SET EXERCISE: Copy out all lines that carry the word "with".

DATA PROVIDED:
** start **

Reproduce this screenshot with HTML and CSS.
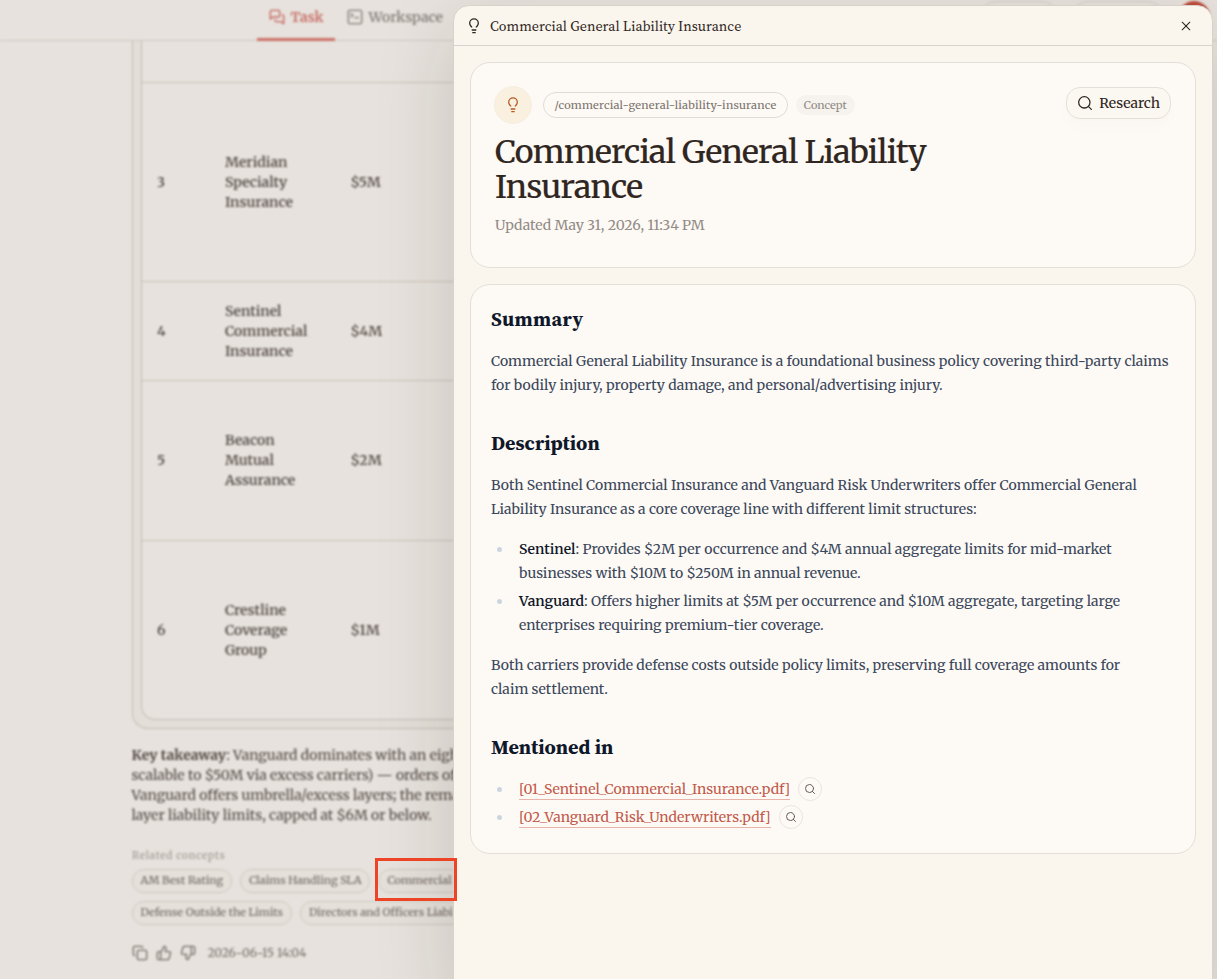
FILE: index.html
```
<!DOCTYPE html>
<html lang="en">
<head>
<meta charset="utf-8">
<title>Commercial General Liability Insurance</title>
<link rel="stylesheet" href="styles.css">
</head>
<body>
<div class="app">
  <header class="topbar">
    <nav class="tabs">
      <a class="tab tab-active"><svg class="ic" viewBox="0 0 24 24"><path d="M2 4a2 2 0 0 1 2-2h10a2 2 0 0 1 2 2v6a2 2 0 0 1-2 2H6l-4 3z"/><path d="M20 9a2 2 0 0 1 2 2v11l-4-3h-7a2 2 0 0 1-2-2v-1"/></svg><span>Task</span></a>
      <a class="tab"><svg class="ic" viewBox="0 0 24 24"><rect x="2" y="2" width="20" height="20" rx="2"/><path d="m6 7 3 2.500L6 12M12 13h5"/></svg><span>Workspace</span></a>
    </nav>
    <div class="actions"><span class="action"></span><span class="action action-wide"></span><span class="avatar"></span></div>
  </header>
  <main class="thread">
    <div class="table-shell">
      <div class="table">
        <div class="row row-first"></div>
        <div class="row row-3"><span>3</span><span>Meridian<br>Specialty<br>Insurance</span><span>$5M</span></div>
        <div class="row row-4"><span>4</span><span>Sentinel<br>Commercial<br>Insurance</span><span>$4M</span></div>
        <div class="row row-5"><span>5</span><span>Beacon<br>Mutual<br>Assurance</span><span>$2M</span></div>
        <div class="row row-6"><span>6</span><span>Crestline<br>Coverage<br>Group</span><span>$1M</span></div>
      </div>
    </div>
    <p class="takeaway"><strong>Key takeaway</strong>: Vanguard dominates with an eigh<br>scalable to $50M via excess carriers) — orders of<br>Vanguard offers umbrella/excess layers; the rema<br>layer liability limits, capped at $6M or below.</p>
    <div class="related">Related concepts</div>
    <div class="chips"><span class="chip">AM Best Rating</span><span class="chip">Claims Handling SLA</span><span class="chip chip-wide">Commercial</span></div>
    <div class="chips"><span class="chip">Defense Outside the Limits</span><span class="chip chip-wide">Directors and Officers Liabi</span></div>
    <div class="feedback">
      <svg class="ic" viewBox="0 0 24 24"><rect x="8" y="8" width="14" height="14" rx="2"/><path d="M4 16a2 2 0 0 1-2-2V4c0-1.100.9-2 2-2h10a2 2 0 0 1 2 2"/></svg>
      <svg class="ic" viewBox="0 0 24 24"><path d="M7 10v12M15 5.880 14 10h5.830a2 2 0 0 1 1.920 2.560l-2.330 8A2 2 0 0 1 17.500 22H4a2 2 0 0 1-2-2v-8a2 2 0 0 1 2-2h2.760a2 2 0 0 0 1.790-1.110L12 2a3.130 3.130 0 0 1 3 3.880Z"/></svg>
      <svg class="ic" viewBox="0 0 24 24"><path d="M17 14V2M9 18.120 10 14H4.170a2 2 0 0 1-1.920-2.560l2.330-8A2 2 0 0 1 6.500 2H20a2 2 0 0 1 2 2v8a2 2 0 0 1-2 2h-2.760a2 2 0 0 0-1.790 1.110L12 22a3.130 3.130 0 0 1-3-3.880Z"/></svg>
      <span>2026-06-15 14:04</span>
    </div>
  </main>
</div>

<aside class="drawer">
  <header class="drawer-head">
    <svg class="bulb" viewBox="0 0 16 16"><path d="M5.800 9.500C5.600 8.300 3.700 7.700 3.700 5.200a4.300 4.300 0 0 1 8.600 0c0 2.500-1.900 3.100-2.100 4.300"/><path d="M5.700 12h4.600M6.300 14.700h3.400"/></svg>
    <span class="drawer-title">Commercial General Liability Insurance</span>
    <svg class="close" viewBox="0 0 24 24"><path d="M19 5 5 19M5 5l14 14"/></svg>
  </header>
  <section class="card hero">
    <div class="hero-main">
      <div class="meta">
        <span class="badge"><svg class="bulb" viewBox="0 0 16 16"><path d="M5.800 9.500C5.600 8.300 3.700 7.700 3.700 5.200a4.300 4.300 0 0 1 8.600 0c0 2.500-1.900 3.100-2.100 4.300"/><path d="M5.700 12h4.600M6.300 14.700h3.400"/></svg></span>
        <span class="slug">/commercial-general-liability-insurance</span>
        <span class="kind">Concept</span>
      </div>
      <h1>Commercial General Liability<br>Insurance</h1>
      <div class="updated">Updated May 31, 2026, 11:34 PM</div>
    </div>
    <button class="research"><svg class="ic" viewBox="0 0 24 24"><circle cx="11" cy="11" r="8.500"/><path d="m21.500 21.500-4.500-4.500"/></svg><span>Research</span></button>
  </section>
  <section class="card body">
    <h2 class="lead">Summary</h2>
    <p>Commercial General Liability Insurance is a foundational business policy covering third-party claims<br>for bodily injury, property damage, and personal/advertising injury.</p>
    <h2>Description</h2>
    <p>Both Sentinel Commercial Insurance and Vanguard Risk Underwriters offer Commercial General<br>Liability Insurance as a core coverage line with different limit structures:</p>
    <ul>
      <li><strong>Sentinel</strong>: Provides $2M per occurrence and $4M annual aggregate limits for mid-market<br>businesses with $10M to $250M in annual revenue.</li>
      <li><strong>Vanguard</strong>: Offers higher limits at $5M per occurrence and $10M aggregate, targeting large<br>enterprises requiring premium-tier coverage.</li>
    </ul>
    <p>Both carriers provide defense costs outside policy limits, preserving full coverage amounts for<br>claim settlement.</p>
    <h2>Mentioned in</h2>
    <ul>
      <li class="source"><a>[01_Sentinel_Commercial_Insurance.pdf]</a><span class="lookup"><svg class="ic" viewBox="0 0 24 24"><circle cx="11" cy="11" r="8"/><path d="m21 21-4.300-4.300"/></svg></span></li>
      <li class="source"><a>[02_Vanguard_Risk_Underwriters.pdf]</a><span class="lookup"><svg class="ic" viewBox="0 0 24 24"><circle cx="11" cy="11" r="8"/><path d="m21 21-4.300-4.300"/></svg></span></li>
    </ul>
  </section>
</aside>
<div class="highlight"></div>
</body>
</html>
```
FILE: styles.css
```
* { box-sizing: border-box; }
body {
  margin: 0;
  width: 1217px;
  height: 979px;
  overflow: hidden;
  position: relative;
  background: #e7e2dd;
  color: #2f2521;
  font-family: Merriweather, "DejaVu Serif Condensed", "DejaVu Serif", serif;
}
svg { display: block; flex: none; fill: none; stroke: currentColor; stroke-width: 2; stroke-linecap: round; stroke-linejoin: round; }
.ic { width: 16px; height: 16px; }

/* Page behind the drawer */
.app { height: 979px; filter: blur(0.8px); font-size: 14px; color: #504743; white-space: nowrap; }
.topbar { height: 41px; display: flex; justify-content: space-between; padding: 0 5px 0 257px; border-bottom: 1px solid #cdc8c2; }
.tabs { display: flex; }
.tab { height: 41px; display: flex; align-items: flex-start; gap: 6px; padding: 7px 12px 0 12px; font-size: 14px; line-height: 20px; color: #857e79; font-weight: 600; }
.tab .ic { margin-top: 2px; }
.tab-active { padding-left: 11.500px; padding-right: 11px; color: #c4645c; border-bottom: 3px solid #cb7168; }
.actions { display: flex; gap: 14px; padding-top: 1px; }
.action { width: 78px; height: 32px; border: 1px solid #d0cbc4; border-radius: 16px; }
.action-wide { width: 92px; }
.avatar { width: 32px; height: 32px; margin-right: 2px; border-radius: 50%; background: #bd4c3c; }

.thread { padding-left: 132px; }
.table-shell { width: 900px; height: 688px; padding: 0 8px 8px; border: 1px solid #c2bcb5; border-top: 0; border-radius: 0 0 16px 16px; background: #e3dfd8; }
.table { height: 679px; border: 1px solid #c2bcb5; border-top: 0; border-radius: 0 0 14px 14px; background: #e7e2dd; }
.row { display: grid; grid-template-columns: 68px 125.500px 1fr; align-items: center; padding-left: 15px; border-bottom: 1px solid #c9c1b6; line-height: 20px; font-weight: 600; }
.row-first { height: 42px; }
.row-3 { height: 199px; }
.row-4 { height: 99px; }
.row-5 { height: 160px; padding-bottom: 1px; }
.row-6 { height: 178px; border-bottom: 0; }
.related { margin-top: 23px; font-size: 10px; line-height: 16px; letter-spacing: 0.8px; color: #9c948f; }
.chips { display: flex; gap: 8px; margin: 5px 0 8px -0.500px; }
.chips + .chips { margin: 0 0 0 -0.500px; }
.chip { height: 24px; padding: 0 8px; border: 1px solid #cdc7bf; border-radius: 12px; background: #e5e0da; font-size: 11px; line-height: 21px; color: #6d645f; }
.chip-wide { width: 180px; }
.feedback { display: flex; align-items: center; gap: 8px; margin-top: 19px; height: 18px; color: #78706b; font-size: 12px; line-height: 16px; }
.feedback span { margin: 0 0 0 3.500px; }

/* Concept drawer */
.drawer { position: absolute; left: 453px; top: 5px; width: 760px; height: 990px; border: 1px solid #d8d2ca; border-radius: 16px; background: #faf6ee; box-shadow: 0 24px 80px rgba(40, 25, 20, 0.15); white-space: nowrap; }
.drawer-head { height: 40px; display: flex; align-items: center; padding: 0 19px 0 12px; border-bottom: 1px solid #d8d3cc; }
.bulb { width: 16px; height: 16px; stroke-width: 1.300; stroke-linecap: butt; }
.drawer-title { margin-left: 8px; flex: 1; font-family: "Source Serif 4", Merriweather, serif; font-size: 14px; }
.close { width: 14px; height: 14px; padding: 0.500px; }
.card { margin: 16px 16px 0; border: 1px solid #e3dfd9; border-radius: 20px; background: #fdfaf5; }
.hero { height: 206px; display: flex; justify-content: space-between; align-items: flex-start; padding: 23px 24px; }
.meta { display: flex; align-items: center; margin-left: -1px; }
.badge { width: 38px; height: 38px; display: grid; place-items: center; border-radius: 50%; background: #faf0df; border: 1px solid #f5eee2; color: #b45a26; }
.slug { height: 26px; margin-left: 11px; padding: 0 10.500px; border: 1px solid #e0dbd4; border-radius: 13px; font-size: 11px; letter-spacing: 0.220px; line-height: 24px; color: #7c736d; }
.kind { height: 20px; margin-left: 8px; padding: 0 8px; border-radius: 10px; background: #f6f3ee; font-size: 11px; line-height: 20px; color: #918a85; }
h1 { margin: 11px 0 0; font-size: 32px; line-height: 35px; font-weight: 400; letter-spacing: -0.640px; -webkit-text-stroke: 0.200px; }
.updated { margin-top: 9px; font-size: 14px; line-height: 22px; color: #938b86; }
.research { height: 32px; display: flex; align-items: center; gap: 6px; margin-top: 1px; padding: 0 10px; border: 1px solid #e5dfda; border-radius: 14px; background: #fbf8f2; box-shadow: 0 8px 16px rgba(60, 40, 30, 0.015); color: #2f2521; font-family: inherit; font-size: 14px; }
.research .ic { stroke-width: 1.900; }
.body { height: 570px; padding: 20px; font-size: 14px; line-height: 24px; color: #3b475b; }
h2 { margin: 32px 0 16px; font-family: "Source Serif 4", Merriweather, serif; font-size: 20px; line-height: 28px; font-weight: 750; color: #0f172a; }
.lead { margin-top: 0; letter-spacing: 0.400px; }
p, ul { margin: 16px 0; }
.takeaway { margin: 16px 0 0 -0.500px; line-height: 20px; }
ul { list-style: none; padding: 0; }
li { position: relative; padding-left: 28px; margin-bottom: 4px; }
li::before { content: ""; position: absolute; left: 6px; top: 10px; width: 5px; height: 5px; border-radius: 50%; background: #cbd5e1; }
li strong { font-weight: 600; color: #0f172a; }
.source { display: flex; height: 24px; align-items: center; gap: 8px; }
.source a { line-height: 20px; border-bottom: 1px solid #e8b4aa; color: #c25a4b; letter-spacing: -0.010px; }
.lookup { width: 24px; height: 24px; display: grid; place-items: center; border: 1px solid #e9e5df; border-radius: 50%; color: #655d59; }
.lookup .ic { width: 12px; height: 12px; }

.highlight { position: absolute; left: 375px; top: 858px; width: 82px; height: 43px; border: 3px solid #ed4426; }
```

** end **

FINAL RESULT:
Reproduce this screenshot with HTML and CSS.
    <p class="takeaway"><strong>Key takeaway</strong>: Vanguard dominates with an eigh<br>scalable to $50M via excess carriers) — orders of<br>Vanguard offers umbrella/excess layers; the rema<br>layer liability limits, capped at $6M or below.</p>
    <p>Both Sentinel Commercial Insurance and Vanguard Risk Underwriters offer Commercial General<br>Liability Insurance as a core coverage line with different limit structures:</p>
      <li><strong>Sentinel</strong>: Provides $2M per occurrence and $4M annual aggregate limits for mid-market<br>businesses with $10M to $250M in annual revenue.</li>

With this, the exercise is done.